My two cents: 1) Some women won’t/don’t support other women. That’s a whole other story though, right? Therefore, calling one a “whore” is the way to tear her down so the name thrower can feel lifted up. 2) Societal ways of old fostered the “woman are second best” culture and despite many successes on women’s equality it, unfortunately, continues. Thus, whether used correctly or not, right or wrong, men and women will still hurl “whore” today, tomorrow & possibly forever.
Conversations such as the one your blog has created is a great means to discuss, shape and bring about change.
As to the biblical references, I am a Christian and wholeheartedly believe but like Trixie’s response, there will be no fire, brimstone or stone throwing coming from me either. Fitz is someone that I may would have dropped my panties for so I guess I’d be considered in the “w” category too per some opinions.
Scandal defines the essential “Politics, Lust, Power”. Rarely does love ever get to be a real side of it so it’s interesting to see how this love they genuinely have for each other plays out. As for my Scandal addiction, it evokes a range of emotions in that I try to analyze, cry, laugh, scratch my head, yell, stay silent, go #overacliff crazy, etc. Shonda, the writers, cast & crew are top notch in bringing this show and story lines to life.

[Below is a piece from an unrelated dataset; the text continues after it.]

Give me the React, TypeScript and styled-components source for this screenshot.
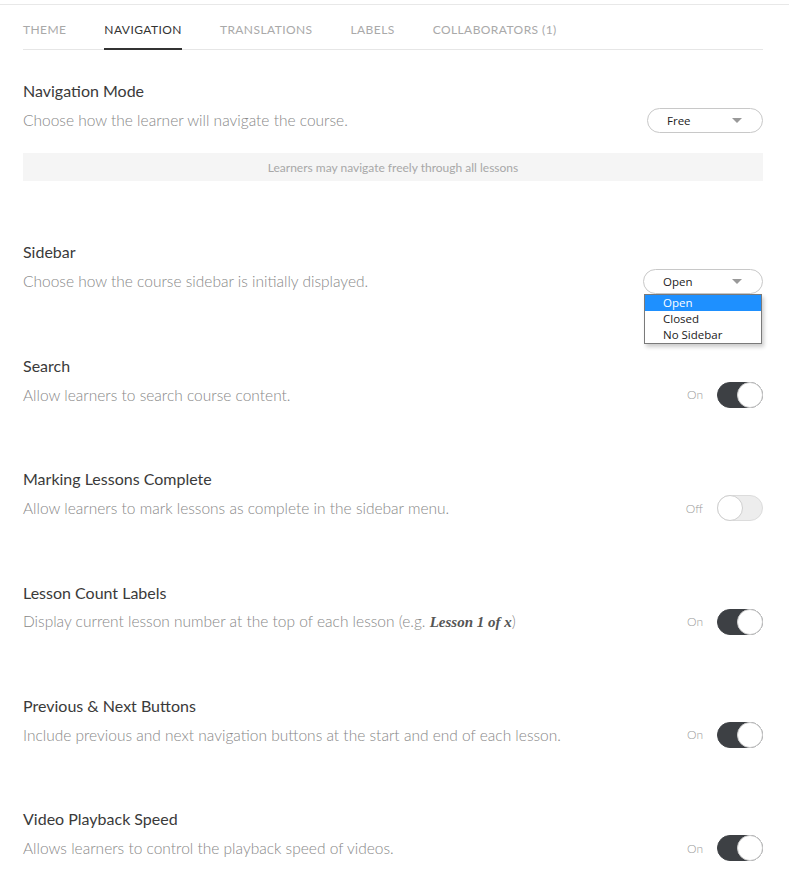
import { FC, ReactNode } from 'react'

import { createGlobalStyle, styled } from 'styled-components'

const GlobalStyle = createGlobalStyle`
  html, body {
    margin: 0;
    padding: 0;
    background: #fff;
  }

  body {
    font-family: Lato, 'Open Sans', sans-serif;
    color: #333;
  }
`

const tabs = ['Theme', 'Navigation', 'Translations', 'Labels', 'Collaborators (1)']

type SettingProps = {
  title: string
  children: ReactNode
  control: ReactNode
  extra?: ReactNode
  first?: boolean
}

const Setting: FC<SettingProps> = ({ title, children, control, extra, first }) => (
  <StyledSection $first={first}>
    <StyledTitle>{title}</StyledTitle>
    <StyledRow>
      <StyledDesc>{children}</StyledDesc>
      {control}
    </StyledRow>
    {extra}
  </StyledSection>
)

const Toggle: FC<{ on: boolean }> = ({ on }) => (
  <StyledToggleWrap>
    <StyledToggleLabel>{on ? 'On' : 'Off'}</StyledToggleLabel>
    <StyledTrack $on={on}>
      <StyledKnob $on={on} />
    </StyledTrack>
  </StyledToggleWrap>
)

const Select: FC<{ value: string; width: number; options?: string[] }> = ({
  value,
  width,
  options,
}) => (
  <StyledSelect $width={width}>
    <StyledSelectValue>{value}</StyledSelectValue>
    <StyledCaret />
    {options && (
      <StyledList>
        {options.map((option) => (
          <StyledOption key={option} $active={option === value}>
            {option}
          </StyledOption>
        ))}
      </StyledList>
    )}
  </StyledSelect>
)

export default function App() {
  return (
    <>
      <GlobalStyle />
      <StyledPage>
        <StyledTabs>
          {tabs.map((tab) => (
            <StyledTab key={tab} $active={tab === 'Navigation'}>
              {tab}
            </StyledTab>
          ))}
        </StyledTabs>

        <Setting
          first
          title="Navigation Mode"
          control={<Select value="Free" width={116} />}
          extra={
            <StyledInfo>Learners may navigate freely through all lessons</StyledInfo>
          }
        >
          Choose how the learner will navigate the course.
        </Setting>

        <Setting
          title="Sidebar"
          control={
            <Select
              value="Open"
              width={120}
              options={['Open', 'Closed', 'No Sidebar']}
            />
          }
        >
          Choose how the course sidebar is initially displayed.
        </Setting>

        <Setting title="Search" control={<Toggle on />}>
          Allow learners to search course content.
        </Setting>

        <Setting title="Marking Lessons Complete" control={<Toggle on={false} />}>
          Allow learners to mark lessons as complete in the sidebar menu.
        </Setting>

        <Setting title="Lesson Count Labels" control={<Toggle on />}>
          Display current lesson number at the top of each lesson (e.g.{' '}
          <StyledExample>Lesson 1 of x</StyledExample>)
        </Setting>

        <Setting title="Previous & Next Buttons" control={<Toggle on />}>
          Include previous and next navigation buttons at the start and end of
          each lesson.
        </Setting>

        <Setting title="Video Playback Speed" control={<Toggle on />}>
          Allows learners to control the playback speed of videos.
        </Setting>
      </StyledPage>
    </>
  )
}

const StyledPage = styled.div`
  margin-top: 4px;
  border-top: 1px solid #e8e8e8;
  padding: 0 26px 0 23px;
`

const StyledTabs = styled.nav`
  display: flex;
  gap: 38px;
  margin-top: 11px;
  border-bottom: 1px solid #e6e6e6;
`

const StyledTab = styled.div<{ $active?: boolean }>`
  padding: 7px 0 11px;
  font-size: 12px;
  line-height: 14px;
  letter-spacing: 0.42px;
  text-transform: uppercase;
  color: ${({ $active }) => ($active ? '#333' : '#a9a9a9')};
  border-bottom: 2px solid ${({ $active }) => ($active ? '#333' : 'transparent')};
  margin-bottom: -1px;
`

const StyledSection = styled.section<{ $first?: boolean }>`
  padding-top: ${({ $first }) => ($first ? '31px' : '0')};
  padding-bottom: 61.4px;
`

const StyledTitle = styled.h3`
  margin: 0 0 6px;
  font-size: 16px;
  line-height: 20px;
  font-weight: 400;
  color: #3a3a3a;
`

const StyledRow = styled.div`
  display: flex;
  align-items: center;
  justify-content: space-between;
  min-height: 26px;
`

const StyledDesc = styled.p`
  margin: 0;
  font-size: 15.5px;
  line-height: 20px;
  font-weight: 300;
  color: #888;
`

const StyledExample = styled.em`
  font-family: 'Liberation Serif', 'DejaVu Serif', serif;
  font-weight: 700;
  font-size: 15px;
  color: #555;
`

const StyledInfo = styled.div`
  margin-top: 20px;
  height: 28px;
  background: #f5f5f5;
  display: flex;
  align-items: center;
  justify-content: center;
  font-size: 12px;
  color: #a8a8a8;
`

const StyledSelect = styled.div<{ $width: number }>`
  position: relative;
  box-sizing: border-box;
  width: ${({ $width }) => $width}px;
  height: 25px;
  border: 1px solid #c8c8c8;
  border-radius: 13px;
  display: flex;
  align-items: center;
  padding: 0 20px 0 19px;
  font-family: 'Open Sans', sans-serif;
  font-size: 11.5px;
  color: #222;
`

const StyledSelectValue = styled.span`
  flex: 1;
`

const StyledCaret = styled.span`
  width: 0;
  height: 0;
  border-left: 5px solid transparent;
  border-right: 5px solid transparent;
  border-top: 5px solid #999;
`

const StyledList = styled.ul`
  position: absolute;
  top: 24px;
  left: 0;
  right: 0;
  margin: 0;
  padding: 0;
  list-style: none;
  background: #fff;
  border: 1px solid #7a7a7a;
  box-shadow: 2px 3px 4px rgba(0, 0, 0, 0.2);
  z-index: 2;
`

const StyledOption = styled.li<{ $active?: boolean }>`
  height: 16px;
  line-height: 16px;
  padding-left: 18px;
  background: ${({ $active }) => ($active ? '#1e90ff' : '#fff')};
  color: ${({ $active }) => ($active ? '#fff' : '#222')};
`

const StyledToggleWrap = styled.div`
  display: flex;
  align-items: center;
  gap: 14px;
`

const StyledToggleLabel = styled.span`
  font-size: 12px;
  font-weight: 300;
  color: #9a9a9a;
`

const StyledTrack = styled.div<{ $on: boolean }>`
  position: relative;
  box-sizing: border-box;
  width: 46px;
  height: 26px;
  border-radius: 13px;
  background: ${({ $on }) => ($on ? '#3d4044' : '#ededed')};
  border: 1px solid ${({ $on }) => ($on ? '#3d4044' : '#dcdcdc')};
`

const StyledKnob = styled.span<{ $on: boolean }>`
  position: absolute;
  top: -1px;
  ${({ $on }) => ($on ? 'right: -1px;' : 'left: -1px;')}
  box-sizing: border-box;
  width: 26px;
  height: 26px;
  border-radius: 50%;
  background: #fff;
  border: 1px solid #cfcfcf;
`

I’ll be back in my recliner on Thursday nights in September ready to ride the roller coaster again.
Roflmao!!!! Yes!!! You are so right. Glad to see that my diagnosis of the issue is well received and in good company.
Thx for reading! AskThePRGirl
Thanks for this. Just had this conversation with my 15 yo son last week. He told me of derogatory remarks he made to a friend about a girl in his class. After taking a deep breath We had a walk and talk (aka windshield time in the car in Atlanta traffic where he’s a captive audience ) about the subject. Where did this come from? As a single mom I never let men I date come into my home or develop relationships with my son unless I have reason to think its a serious long lasting situation. Would he consider me this way?
Why didn’t he say negative things about the boys involved? Why would he assume the comments were true? He didn’t have an answer or a reason. Again the stereotype was apparent. Male machismo and the girl is labeled as ‘dirty, loose, thirsty…a whore”. I clearly explained to him that they all will likely be whores by he end of college. More importantly, a gentleman wouldn’t share details of a ‘conquest’ or manipulate emotional girls into sexual acts. I’ve got work to do in my home!
The conversation you’re having with him is so important. I applaud you. So many would sweep it under the rug and chuck it up to “just kids”. You’re amazing. You know that right?! Simply amazing. I pray God bless your words and open your son’s spirit to always receive them. Thx for reading … and for sharing with me. I tip my hat to you oh mighty single mother. I’m blessed to hear your experience.